Review the material line by line. Identify and copy every line that contains the string "this".
──────── LISTED RECORDS
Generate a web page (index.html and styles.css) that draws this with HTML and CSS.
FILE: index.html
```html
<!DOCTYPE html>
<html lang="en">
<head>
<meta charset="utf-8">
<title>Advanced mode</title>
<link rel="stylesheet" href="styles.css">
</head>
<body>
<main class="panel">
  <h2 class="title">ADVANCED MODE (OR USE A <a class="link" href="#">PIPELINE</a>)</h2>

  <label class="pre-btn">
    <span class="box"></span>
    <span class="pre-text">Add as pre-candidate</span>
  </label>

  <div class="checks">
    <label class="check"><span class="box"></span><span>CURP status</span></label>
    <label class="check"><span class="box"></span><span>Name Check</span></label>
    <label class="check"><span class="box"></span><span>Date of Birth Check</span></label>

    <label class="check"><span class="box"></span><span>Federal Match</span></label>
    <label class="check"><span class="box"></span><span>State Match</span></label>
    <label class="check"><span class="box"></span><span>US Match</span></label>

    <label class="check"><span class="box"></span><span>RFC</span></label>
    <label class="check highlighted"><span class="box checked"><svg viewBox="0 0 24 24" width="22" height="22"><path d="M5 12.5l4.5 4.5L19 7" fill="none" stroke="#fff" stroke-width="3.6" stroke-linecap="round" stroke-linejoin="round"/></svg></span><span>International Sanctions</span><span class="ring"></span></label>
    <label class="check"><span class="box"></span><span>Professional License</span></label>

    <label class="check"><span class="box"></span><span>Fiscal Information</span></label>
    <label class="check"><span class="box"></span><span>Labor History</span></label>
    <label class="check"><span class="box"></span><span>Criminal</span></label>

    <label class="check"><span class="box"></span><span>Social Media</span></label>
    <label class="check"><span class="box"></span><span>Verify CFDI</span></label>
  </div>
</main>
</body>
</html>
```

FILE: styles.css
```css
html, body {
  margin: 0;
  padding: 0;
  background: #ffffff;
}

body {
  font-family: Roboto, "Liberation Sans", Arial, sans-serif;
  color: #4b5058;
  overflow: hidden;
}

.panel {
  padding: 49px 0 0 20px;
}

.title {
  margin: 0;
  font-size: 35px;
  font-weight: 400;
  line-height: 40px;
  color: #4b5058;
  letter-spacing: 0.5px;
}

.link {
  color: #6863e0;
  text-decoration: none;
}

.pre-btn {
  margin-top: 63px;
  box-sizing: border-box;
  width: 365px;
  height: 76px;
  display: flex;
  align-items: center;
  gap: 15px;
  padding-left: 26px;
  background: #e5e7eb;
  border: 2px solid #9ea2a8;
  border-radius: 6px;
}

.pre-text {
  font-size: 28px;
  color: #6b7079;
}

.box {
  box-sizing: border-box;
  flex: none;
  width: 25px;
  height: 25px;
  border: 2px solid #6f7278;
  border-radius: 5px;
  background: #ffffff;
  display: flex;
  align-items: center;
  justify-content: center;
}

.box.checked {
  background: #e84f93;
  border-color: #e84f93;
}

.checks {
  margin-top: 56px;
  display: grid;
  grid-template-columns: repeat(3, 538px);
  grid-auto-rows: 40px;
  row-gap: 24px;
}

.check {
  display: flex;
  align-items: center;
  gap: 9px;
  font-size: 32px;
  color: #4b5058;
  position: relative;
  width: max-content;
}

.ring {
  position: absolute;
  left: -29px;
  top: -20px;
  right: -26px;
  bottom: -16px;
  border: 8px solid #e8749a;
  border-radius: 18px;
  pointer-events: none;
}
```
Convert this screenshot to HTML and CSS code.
────────────────
*FULL SOLUTION:*
Generate a web page (index.html and styles.css) that draws this with HTML and CSS.
Convert this screenshot to HTML and CSS code.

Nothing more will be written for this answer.